#### [Written task]
Tally the lines containing the word "this", and report the tally alone.

#### [Source excerpt]
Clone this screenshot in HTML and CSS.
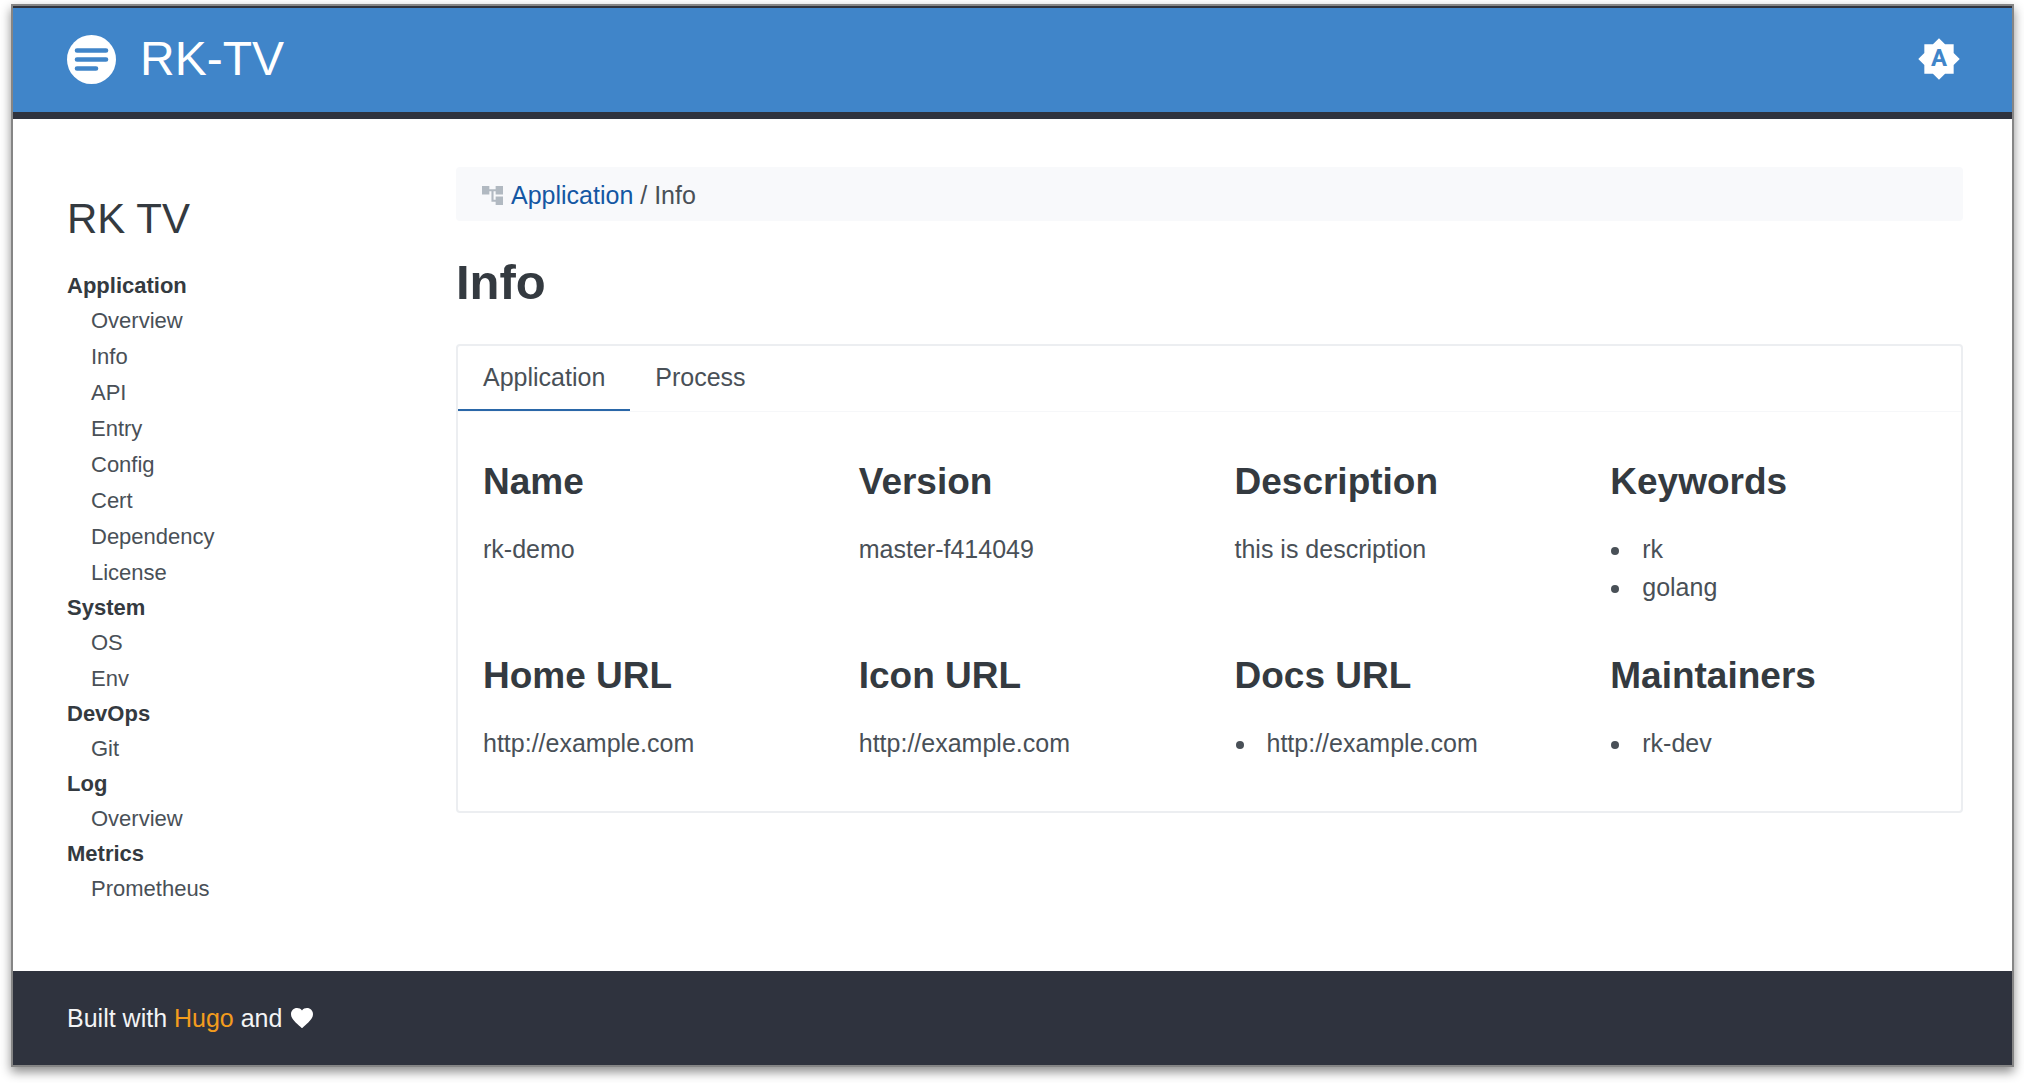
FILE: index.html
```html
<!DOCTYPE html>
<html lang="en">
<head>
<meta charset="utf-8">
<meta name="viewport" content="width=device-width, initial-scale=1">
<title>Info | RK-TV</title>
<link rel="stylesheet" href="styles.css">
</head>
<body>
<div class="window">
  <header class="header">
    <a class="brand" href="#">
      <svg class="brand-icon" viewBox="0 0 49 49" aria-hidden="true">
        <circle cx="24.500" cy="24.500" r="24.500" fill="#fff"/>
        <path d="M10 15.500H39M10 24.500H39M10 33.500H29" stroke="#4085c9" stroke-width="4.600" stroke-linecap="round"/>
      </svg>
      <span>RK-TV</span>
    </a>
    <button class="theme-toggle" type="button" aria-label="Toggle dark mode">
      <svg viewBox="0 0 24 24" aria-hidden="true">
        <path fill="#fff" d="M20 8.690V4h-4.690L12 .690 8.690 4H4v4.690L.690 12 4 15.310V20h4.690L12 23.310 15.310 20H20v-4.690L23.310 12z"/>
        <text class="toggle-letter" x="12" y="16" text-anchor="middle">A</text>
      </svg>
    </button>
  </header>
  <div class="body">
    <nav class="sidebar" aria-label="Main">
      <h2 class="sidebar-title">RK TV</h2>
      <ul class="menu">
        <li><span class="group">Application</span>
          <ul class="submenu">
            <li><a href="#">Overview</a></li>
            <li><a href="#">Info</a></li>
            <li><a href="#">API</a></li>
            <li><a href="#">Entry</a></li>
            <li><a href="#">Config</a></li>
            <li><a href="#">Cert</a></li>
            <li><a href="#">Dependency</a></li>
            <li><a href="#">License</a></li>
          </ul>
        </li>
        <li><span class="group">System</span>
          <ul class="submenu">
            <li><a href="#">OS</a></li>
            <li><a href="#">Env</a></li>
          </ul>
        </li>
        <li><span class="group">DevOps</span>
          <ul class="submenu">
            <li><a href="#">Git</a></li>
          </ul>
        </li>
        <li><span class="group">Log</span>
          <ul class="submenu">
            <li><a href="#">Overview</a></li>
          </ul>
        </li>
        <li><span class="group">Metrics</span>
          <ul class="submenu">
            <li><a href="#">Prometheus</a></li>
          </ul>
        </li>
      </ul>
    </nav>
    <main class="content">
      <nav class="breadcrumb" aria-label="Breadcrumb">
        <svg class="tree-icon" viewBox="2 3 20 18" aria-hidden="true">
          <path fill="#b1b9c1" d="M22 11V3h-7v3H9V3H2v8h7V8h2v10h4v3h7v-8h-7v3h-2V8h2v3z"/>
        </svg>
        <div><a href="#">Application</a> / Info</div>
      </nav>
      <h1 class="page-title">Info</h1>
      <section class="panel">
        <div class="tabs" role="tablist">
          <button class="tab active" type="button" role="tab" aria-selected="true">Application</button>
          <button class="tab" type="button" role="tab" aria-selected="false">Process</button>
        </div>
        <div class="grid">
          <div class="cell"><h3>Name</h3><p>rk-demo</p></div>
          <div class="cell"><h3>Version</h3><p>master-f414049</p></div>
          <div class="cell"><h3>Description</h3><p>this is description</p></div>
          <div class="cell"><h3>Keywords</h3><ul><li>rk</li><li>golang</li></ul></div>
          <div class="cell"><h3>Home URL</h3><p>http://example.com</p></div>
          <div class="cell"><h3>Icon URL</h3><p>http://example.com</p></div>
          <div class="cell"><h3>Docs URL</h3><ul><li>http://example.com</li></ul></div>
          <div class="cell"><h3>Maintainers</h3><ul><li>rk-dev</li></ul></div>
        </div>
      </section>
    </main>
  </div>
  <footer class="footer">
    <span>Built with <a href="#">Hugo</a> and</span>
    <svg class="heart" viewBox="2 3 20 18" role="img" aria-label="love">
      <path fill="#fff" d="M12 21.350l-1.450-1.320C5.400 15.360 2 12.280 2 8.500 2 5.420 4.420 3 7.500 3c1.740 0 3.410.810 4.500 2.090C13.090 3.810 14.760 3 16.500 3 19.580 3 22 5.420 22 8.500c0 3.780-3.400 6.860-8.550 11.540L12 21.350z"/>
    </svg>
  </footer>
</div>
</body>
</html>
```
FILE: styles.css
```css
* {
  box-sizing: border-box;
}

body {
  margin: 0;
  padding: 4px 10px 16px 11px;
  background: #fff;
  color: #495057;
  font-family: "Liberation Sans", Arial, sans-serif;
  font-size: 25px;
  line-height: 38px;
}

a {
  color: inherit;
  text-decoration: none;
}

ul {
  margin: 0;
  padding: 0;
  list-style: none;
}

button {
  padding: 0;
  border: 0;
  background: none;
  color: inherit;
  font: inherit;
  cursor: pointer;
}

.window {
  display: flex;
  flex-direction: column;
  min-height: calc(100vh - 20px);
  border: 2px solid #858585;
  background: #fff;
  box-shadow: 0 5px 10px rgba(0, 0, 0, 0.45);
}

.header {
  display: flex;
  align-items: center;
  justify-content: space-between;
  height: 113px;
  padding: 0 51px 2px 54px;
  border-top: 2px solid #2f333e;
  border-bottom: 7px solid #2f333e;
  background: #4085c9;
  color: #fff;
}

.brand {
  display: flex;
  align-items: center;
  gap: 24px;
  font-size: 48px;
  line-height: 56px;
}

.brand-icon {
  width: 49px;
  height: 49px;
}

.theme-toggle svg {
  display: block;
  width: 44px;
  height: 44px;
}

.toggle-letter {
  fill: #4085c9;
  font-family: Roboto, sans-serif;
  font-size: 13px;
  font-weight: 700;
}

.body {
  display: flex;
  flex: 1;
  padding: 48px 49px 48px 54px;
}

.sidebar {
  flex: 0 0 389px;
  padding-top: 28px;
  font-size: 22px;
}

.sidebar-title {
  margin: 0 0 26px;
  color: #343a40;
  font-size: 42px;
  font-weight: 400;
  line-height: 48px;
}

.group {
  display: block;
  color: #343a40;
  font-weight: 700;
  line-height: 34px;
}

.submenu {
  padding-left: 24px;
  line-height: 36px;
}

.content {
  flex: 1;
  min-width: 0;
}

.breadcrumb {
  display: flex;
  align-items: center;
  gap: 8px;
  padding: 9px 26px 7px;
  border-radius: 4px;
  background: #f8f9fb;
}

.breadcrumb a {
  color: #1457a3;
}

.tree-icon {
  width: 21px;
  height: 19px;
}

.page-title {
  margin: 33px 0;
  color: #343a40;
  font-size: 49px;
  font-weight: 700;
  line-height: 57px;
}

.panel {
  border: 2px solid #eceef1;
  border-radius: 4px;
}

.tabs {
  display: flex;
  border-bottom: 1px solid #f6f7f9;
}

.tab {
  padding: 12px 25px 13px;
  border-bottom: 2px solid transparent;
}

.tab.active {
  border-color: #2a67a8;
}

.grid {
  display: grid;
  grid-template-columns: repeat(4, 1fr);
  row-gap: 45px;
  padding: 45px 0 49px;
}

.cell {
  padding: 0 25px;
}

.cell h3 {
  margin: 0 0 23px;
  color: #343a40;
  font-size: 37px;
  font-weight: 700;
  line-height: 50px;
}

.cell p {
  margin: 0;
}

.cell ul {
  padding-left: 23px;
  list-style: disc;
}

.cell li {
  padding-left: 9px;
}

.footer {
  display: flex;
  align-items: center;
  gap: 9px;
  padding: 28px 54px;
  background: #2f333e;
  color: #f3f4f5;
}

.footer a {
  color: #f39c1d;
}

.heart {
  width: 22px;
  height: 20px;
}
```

#### [Task output]
2